## Data extract:
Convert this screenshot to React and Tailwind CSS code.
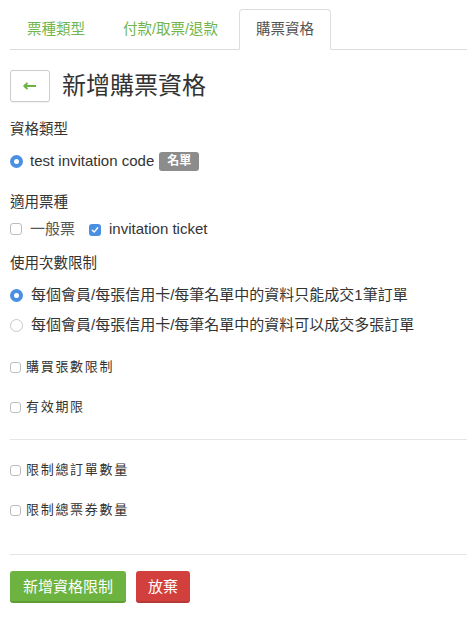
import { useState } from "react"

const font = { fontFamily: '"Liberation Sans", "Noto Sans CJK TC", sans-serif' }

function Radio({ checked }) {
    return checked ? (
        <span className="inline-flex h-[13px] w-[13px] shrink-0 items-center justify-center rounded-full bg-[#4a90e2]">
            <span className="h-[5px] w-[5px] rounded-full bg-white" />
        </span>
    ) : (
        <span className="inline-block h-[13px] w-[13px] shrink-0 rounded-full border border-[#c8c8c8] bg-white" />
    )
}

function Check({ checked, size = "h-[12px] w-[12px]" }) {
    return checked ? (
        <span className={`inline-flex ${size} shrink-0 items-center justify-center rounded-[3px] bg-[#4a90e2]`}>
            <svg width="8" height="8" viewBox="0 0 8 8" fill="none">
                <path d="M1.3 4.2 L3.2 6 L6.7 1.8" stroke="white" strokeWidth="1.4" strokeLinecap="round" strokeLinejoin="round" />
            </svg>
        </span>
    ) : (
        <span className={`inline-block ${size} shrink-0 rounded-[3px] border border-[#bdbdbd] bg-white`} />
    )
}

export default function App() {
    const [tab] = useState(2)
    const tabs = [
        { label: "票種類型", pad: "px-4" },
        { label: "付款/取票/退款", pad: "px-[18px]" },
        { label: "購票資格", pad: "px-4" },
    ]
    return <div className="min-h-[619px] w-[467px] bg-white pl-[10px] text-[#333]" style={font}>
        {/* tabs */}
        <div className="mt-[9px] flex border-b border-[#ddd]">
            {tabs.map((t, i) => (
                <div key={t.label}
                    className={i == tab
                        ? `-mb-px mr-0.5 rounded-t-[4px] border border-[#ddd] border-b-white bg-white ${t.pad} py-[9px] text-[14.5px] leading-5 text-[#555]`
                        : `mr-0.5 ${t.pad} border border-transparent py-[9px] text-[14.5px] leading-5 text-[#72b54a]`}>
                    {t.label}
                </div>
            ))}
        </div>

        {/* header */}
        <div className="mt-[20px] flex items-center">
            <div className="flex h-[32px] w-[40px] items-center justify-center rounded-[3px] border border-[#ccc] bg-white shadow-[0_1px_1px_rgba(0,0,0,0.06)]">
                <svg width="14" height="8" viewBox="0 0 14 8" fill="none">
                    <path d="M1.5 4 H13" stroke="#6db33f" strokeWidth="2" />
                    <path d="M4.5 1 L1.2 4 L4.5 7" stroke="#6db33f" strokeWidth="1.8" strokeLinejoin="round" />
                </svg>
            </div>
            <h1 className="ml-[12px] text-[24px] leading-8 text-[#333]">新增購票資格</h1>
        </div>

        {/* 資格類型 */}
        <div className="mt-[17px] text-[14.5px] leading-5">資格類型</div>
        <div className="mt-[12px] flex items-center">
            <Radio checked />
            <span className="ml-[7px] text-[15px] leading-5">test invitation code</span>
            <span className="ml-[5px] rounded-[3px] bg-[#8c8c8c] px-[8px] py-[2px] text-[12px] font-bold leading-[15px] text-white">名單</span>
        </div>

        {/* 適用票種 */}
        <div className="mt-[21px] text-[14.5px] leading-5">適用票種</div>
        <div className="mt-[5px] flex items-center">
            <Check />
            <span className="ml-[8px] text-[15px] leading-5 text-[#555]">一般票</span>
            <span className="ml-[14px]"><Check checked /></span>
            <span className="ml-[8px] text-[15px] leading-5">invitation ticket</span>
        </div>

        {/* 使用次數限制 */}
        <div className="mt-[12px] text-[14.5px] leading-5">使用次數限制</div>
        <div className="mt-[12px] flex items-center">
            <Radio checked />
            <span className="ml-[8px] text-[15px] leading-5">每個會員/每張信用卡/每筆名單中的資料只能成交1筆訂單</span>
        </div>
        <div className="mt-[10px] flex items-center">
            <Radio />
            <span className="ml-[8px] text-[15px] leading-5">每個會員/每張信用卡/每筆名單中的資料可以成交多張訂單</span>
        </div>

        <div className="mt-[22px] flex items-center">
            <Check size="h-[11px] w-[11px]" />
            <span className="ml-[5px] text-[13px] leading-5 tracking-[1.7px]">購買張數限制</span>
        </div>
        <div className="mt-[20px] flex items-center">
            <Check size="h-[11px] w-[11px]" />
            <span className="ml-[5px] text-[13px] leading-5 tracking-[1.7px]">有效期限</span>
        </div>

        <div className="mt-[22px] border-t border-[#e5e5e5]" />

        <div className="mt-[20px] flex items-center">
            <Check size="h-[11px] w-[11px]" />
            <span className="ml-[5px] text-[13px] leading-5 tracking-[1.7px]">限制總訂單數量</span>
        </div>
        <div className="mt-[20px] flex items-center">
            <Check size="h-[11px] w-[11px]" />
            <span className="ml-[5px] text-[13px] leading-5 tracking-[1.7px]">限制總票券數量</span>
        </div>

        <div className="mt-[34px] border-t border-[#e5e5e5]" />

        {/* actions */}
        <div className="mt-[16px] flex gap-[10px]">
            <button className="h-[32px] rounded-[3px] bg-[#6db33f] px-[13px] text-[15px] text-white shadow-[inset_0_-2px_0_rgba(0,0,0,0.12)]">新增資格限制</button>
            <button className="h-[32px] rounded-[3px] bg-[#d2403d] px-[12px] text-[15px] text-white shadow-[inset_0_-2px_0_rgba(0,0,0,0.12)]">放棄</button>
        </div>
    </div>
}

---

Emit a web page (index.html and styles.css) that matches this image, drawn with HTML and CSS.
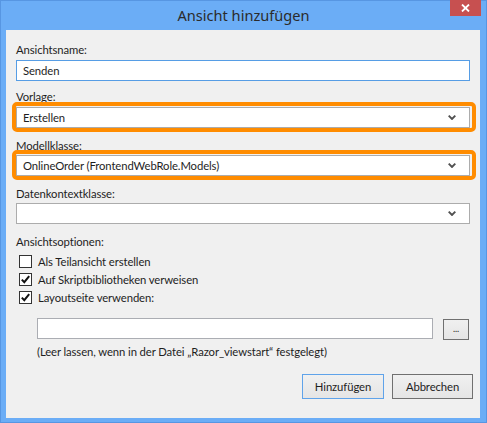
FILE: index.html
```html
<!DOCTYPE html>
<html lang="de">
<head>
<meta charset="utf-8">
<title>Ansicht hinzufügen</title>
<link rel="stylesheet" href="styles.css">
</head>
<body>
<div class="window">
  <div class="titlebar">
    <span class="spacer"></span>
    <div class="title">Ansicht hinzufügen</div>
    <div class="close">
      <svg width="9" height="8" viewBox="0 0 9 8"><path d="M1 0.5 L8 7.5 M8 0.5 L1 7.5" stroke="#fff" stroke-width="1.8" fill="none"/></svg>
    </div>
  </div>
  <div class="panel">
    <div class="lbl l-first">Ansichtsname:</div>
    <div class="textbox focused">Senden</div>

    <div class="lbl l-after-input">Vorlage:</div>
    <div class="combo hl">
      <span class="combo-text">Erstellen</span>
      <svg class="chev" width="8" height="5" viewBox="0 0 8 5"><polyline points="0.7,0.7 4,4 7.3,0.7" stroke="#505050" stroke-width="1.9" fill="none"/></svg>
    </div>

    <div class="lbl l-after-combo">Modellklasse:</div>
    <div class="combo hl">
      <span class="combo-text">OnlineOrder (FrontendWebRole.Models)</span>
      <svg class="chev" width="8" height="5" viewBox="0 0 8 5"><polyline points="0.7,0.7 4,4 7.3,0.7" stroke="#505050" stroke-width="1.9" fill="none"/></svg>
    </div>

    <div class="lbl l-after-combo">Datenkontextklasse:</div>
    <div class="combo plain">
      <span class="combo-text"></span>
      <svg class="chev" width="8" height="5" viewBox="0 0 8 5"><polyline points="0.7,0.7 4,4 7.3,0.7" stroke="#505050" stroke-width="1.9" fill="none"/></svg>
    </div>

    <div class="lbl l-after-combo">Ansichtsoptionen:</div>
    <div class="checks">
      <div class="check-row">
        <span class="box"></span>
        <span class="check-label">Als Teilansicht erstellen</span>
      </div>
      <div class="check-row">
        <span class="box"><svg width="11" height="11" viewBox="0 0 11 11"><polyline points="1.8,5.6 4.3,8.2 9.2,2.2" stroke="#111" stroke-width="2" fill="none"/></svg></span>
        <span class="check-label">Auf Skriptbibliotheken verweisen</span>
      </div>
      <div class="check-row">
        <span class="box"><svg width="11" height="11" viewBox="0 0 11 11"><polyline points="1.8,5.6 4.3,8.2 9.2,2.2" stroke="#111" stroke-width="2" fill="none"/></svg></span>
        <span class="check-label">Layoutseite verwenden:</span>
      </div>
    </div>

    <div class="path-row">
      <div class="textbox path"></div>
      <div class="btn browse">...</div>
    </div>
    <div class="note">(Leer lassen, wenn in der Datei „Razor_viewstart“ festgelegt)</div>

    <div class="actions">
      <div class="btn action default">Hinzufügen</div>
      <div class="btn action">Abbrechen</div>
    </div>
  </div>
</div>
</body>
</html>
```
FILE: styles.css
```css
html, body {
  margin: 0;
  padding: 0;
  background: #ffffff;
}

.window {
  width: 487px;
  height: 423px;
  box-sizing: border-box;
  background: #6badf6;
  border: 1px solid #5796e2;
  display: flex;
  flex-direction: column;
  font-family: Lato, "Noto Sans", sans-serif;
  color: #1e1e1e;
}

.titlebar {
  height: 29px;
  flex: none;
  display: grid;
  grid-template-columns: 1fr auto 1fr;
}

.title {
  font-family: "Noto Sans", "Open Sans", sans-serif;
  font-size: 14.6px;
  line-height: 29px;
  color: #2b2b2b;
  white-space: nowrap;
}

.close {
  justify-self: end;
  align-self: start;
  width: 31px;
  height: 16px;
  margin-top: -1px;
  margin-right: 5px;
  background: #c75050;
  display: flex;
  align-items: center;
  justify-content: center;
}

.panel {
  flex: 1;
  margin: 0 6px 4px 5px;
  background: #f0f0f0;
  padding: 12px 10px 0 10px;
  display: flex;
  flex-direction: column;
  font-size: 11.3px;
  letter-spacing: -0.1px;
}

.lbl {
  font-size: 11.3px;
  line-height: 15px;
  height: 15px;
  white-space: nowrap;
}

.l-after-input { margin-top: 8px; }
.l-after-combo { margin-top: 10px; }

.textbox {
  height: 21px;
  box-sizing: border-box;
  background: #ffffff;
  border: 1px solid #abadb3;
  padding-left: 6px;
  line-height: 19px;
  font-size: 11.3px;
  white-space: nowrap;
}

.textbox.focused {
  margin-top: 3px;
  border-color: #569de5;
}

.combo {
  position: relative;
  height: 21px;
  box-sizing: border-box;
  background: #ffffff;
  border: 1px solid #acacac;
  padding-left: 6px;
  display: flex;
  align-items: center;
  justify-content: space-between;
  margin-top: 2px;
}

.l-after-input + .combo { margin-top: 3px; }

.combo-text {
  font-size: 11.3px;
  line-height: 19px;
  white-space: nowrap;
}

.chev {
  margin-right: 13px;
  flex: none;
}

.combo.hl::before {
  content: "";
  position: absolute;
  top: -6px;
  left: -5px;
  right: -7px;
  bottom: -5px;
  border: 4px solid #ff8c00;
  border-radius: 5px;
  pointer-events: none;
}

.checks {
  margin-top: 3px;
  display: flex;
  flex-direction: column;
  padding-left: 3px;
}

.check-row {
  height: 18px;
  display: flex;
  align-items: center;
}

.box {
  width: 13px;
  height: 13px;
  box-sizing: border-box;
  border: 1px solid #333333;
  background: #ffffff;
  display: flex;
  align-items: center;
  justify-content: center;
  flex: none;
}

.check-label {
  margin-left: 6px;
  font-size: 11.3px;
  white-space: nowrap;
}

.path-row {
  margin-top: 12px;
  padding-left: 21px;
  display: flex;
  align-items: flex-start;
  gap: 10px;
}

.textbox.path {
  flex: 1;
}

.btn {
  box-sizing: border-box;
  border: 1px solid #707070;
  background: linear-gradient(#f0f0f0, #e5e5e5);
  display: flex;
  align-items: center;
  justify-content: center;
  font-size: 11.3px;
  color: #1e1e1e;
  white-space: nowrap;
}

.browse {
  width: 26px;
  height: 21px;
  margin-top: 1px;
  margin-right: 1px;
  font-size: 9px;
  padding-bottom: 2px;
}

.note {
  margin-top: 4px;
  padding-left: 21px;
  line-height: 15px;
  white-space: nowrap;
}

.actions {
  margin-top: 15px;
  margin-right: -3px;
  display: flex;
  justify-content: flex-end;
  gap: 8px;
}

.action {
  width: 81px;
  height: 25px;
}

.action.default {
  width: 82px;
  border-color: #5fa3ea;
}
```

* * *

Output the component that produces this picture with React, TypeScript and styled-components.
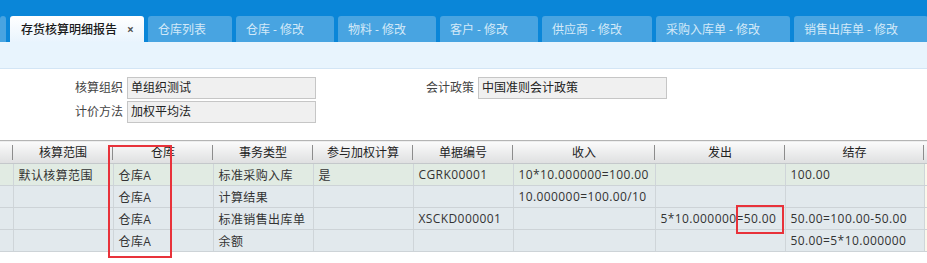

## Problem to solve:
List all lines holding the string "that".

## Solution to the exercise:
Emit a web page (index.html and styles.css) that matches this image, drawn with HTML and CSS.
Output the component that produces this picture with React, TypeScript and styled-components.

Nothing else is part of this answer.